Short task:
Repeat the full listing below verbatim and keep the images out.
⁂
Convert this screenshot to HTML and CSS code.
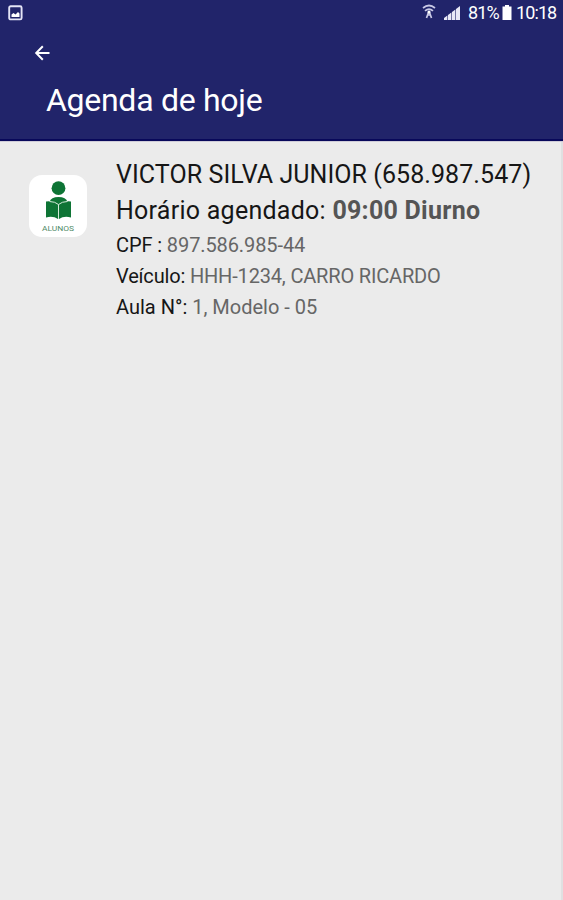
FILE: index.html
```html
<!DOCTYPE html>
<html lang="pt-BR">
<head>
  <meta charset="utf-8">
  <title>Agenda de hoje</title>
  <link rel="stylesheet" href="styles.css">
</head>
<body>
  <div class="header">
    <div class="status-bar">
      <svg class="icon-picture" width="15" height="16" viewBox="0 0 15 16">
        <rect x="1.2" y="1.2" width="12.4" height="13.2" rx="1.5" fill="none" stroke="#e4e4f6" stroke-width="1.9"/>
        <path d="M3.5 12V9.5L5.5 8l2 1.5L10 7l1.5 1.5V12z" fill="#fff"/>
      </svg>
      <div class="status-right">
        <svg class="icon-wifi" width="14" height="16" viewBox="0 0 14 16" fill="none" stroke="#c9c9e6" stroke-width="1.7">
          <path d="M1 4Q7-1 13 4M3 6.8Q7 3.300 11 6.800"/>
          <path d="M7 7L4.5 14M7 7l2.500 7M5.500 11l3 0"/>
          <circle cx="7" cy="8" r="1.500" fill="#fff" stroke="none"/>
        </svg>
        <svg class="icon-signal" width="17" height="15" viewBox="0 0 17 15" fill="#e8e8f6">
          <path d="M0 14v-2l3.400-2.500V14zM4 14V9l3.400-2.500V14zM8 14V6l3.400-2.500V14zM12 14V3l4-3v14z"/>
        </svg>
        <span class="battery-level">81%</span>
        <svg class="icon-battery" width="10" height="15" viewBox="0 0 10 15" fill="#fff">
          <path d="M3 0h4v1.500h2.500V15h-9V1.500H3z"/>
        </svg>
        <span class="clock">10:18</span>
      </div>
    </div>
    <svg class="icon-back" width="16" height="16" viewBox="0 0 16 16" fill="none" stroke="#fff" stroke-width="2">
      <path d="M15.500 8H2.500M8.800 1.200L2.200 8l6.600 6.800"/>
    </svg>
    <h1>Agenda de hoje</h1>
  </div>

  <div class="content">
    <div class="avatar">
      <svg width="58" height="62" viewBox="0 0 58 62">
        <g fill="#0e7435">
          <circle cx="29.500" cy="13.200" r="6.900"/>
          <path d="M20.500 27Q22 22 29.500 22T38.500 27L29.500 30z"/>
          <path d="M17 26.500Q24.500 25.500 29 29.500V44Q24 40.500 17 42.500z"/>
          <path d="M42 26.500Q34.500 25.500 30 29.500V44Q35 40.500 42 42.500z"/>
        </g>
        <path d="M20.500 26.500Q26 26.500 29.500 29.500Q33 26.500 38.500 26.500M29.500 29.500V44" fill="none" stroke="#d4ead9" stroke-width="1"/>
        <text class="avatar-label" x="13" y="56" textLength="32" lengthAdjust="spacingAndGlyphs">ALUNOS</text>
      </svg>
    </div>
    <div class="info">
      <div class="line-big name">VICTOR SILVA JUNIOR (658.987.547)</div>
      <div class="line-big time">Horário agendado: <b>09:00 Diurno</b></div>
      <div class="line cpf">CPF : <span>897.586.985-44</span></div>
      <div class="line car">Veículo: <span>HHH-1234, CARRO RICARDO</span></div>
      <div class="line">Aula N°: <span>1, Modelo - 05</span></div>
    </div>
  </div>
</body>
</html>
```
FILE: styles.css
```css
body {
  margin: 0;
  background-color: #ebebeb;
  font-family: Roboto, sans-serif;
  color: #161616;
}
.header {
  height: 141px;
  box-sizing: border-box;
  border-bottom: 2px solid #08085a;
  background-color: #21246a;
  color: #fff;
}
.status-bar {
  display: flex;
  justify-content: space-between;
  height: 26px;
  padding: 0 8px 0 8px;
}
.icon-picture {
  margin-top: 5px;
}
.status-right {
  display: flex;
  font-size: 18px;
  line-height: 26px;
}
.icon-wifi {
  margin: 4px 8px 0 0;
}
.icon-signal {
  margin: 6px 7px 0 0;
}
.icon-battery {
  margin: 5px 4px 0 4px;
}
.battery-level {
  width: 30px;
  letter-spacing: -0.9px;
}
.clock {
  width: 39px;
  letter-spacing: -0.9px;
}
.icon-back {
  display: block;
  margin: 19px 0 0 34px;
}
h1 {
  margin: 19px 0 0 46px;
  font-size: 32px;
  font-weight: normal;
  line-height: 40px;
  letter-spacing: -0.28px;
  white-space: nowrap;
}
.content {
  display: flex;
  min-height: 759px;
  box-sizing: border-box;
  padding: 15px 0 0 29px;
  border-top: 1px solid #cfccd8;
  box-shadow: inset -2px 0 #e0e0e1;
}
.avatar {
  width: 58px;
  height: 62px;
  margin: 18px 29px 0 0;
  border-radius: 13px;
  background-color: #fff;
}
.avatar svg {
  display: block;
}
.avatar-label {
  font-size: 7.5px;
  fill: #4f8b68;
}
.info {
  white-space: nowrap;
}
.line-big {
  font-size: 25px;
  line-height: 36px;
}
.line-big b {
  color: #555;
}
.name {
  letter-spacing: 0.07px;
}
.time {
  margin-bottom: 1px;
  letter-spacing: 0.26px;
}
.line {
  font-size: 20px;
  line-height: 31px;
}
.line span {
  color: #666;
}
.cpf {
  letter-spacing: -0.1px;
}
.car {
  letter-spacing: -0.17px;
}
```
⁂
Answer in full:
Convert this screenshot to HTML and CSS code.
FILE: index.html
```html
<!DOCTYPE html>
<html lang="pt-BR">
<head>
  <meta charset="utf-8">
  <title>Agenda de hoje</title>
  <link rel="stylesheet" href="styles.css">
</head>
<body>
  <div class="header">
    <div class="status-bar">
      <svg class="icon-picture" width="15" height="16" viewBox="0 0 15 16">
        <rect x="1.2" y="1.2" width="12.4" height="13.2" rx="1.5" fill="none" stroke="#e4e4f6" stroke-width="1.9"/>
        <path d="M3.5 12V9.5L5.5 8l2 1.5L10 7l1.5 1.5V12z" fill="#fff"/>
      </svg>
      <div class="status-right">
        <svg class="icon-wifi" width="14" height="16" viewBox="0 0 14 16" fill="none" stroke="#c9c9e6" stroke-width="1.7">
          <path d="M1 4Q7-1 13 4M3 6.8Q7 3.300 11 6.800"/>
          <path d="M7 7L4.5 14M7 7l2.500 7M5.500 11l3 0"/>
          <circle cx="7" cy="8" r="1.500" fill="#fff" stroke="none"/>
        </svg>
        <svg class="icon-signal" width="17" height="15" viewBox="0 0 17 15" fill="#e8e8f6">
          <path d="M0 14v-2l3.400-2.500V14zM4 14V9l3.400-2.500V14zM8 14V6l3.400-2.500V14zM12 14V3l4-3v14z"/>
        </svg>
        <span class="battery-level">81%</span>
        <svg class="icon-battery" width="10" height="15" viewBox="0 0 10 15" fill="#fff">
          <path d="M3 0h4v1.500h2.500V15h-9V1.500H3z"/>
        </svg>
        <span class="clock">10:18</span>
      </div>
    </div>
    <svg class="icon-back" width="16" height="16" viewBox="0 0 16 16" fill="none" stroke="#fff" stroke-width="2">
      <path d="M15.500 8H2.500M8.800 1.200L2.200 8l6.600 6.800"/>
    </svg>
    <h1>Agenda de hoje</h1>
  </div>

  <div class="content">
    <div class="avatar">
      <svg width="58" height="62" viewBox="0 0 58 62">
        <g fill="#0e7435">
          <circle cx="29.500" cy="13.200" r="6.900"/>
          <path d="M20.500 27Q22 22 29.500 22T38.500 27L29.500 30z"/>
          <path d="M17 26.500Q24.500 25.500 29 29.500V44Q24 40.500 17 42.500z"/>
          <path d="M42 26.500Q34.500 25.500 30 29.500V44Q35 40.500 42 42.500z"/>
        </g>
        <path d="M20.500 26.500Q26 26.500 29.500 29.500Q33 26.500 38.500 26.500M29.500 29.500V44" fill="none" stroke="#d4ead9" stroke-width="1"/>
        <text class="avatar-label" x="13" y="56" textLength="32" lengthAdjust="spacingAndGlyphs">ALUNOS</text>
      </svg>
    </div>
    <div class="info">
      <div class="line-big name">VICTOR SILVA JUNIOR (658.987.547)</div>
      <div class="line-big time">Horário agendado: <b>09:00 Diurno</b></div>
      <div class="line cpf">CPF : <span>897.586.985-44</span></div>
      <div class="line car">Veículo: <span>HHH-1234, CARRO RICARDO</span></div>
      <div class="line">Aula N°: <span>1, Modelo - 05</span></div>
    </div>
  </div>
</body>
</html>
```
FILE: styles.css
```css
body {
  margin: 0;
  background-color: #ebebeb;
  font-family: Roboto, sans-serif;
  color: #161616;
}
.header {
  height: 141px;
  box-sizing: border-box;
  border-bottom: 2px solid #08085a;
  background-color: #21246a;
  color: #fff;
}
.status-bar {
  display: flex;
  justify-content: space-between;
  height: 26px;
  padding: 0 8px 0 8px;
}
.icon-picture {
  margin-top: 5px;
}
.status-right {
  display: flex;
  font-size: 18px;
  line-height: 26px;
}
.icon-wifi {
  margin: 4px 8px 0 0;
}
.icon-signal {
  margin: 6px 7px 0 0;
}
.icon-battery {
  margin: 5px 4px 0 4px;
}
.battery-level {
  width: 30px;
  letter-spacing: -0.9px;
}
.clock {
  width: 39px;
  letter-spacing: -0.9px;
}
.icon-back {
  display: block;
  margin: 19px 0 0 34px;
}
h1 {
  margin: 19px 0 0 46px;
  font-size: 32px;
  font-weight: normal;
  line-height: 40px;
  letter-spacing: -0.28px;
  white-space: nowrap;
}
.content {
  display: flex;
  min-height: 759px;
  box-sizing: border-box;
  padding: 15px 0 0 29px;
  border-top: 1px solid #cfccd8;
  box-shadow: inset -2px 0 #e0e0e1;
}
.avatar {
  width: 58px;
  height: 62px;
  margin: 18px 29px 0 0;
  border-radius: 13px;
  background-color: #fff;
}
.avatar svg {
  display: block;
}
.avatar-label {
  font-size: 7.5px;
  fill: #4f8b68;
}
.info {
  white-space: nowrap;
}
.line-big {
  font-size: 25px;
  line-height: 36px;
}
.line-big b {
  color: #555;
}
.name {
  letter-spacing: 0.07px;
}
.time {
  margin-bottom: 1px;
  letter-spacing: 0.26px;
}
.line {
  font-size: 20px;
  line-height: 31px;
}
.line span {
  color: #666;
}
.cpf {
  letter-spacing: -0.1px;
}
.car {
  letter-spacing: -0.17px;
}
```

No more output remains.